Check each line of the listing for the string "React", count the lines that have it, and answer with that number only.

### Information shown
──────────

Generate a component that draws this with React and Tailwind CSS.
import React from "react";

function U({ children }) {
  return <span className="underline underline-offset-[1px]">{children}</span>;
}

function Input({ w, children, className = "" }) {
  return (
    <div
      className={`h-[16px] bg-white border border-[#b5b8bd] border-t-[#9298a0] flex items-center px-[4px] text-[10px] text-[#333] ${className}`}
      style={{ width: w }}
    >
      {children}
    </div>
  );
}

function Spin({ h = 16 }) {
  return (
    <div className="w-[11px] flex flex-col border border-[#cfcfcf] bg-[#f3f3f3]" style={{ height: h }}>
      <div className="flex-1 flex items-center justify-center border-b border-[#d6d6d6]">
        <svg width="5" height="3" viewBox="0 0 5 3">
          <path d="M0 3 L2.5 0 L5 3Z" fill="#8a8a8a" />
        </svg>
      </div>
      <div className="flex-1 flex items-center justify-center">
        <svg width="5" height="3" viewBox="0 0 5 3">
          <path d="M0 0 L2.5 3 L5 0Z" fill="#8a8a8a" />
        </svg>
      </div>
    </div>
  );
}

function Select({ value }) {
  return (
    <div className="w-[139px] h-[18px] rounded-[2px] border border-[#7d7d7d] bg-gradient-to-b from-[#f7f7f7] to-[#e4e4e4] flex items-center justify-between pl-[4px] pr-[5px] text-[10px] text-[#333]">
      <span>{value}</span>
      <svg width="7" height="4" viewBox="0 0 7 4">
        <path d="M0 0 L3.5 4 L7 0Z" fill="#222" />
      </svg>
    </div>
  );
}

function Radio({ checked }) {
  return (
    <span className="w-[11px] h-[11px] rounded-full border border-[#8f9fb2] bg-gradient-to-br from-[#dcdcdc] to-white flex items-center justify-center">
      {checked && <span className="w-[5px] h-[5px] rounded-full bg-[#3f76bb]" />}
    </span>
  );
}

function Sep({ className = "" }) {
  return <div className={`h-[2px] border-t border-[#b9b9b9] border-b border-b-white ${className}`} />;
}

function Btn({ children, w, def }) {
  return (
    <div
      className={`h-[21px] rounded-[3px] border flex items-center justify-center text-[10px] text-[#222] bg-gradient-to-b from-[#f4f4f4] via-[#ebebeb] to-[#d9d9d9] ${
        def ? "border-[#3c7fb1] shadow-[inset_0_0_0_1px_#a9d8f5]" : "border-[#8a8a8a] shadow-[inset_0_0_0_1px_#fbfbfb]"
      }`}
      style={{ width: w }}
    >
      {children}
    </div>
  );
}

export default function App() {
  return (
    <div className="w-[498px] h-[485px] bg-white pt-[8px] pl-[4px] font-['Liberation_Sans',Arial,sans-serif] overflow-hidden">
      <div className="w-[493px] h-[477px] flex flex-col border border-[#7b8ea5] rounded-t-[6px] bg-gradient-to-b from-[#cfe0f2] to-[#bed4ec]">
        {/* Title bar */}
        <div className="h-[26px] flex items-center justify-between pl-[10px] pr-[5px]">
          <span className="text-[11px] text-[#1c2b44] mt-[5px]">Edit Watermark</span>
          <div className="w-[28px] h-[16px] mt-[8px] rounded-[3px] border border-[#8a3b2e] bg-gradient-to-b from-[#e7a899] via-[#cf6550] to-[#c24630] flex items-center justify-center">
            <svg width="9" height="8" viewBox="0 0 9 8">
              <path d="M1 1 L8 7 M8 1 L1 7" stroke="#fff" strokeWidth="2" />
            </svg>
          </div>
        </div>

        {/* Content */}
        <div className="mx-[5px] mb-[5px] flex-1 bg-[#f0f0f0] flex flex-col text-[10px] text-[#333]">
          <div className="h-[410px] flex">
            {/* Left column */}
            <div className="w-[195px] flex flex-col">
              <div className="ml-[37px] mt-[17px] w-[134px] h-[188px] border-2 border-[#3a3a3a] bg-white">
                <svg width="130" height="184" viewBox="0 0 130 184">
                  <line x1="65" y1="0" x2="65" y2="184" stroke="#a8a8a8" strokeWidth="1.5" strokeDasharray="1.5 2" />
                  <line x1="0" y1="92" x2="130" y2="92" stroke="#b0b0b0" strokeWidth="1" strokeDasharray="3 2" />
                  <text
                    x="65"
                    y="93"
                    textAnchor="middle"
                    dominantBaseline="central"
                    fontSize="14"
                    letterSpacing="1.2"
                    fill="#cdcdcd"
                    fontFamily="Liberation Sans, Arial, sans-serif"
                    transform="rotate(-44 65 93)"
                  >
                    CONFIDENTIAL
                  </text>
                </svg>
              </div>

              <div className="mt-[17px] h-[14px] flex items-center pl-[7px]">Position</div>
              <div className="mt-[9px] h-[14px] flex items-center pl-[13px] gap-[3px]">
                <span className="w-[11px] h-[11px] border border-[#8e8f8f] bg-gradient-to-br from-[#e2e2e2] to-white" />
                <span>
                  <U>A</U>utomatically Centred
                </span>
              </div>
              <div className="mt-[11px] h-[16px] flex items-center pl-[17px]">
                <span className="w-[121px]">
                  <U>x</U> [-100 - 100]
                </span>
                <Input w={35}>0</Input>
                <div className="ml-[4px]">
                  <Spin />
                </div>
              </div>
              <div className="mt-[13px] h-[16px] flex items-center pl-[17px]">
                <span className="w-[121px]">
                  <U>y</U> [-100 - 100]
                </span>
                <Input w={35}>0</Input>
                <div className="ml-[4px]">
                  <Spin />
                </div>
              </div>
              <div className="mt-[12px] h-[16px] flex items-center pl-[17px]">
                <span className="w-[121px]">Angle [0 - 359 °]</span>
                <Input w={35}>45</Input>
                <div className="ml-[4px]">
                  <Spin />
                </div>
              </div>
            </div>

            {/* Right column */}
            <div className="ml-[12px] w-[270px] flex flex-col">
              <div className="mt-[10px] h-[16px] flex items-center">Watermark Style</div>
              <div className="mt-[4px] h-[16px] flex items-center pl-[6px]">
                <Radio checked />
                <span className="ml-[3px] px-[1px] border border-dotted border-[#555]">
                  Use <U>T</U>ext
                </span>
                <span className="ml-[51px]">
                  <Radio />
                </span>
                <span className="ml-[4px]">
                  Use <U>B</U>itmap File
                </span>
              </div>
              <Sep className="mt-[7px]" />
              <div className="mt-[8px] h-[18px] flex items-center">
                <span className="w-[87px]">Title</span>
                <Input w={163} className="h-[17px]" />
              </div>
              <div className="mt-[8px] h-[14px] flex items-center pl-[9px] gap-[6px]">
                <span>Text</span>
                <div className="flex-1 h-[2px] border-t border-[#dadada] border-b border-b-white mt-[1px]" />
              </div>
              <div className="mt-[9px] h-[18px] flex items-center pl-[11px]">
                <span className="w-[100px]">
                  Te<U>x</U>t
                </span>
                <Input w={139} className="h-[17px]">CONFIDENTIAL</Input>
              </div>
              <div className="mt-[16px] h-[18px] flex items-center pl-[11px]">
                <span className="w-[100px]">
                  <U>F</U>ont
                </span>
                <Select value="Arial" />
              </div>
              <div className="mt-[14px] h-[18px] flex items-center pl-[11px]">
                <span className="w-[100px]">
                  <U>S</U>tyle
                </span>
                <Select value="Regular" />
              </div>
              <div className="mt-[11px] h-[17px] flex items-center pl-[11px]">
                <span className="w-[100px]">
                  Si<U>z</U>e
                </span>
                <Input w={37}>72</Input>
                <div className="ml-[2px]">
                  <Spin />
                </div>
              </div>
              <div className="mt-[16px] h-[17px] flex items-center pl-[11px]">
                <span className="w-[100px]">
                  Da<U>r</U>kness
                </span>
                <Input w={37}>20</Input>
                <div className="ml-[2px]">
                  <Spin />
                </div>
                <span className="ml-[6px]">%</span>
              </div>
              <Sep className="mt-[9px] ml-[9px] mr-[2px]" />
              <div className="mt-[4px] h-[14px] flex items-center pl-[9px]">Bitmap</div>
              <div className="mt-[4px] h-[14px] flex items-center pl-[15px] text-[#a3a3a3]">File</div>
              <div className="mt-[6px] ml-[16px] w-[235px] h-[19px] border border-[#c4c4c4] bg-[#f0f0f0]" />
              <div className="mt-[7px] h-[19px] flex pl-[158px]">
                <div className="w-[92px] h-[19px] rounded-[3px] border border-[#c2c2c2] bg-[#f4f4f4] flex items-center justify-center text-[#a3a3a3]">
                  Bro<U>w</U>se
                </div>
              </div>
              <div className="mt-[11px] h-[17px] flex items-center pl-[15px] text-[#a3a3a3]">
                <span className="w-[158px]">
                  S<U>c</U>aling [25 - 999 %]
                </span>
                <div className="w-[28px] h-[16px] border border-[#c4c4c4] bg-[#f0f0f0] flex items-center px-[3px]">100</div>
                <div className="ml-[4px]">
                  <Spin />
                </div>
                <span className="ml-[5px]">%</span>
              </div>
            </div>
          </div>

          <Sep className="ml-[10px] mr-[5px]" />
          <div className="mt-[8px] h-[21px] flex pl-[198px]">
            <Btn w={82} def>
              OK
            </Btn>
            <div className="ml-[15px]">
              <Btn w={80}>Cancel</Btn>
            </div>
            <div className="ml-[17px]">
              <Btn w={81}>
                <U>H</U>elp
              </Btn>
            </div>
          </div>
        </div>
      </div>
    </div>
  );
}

──────────

### The response
2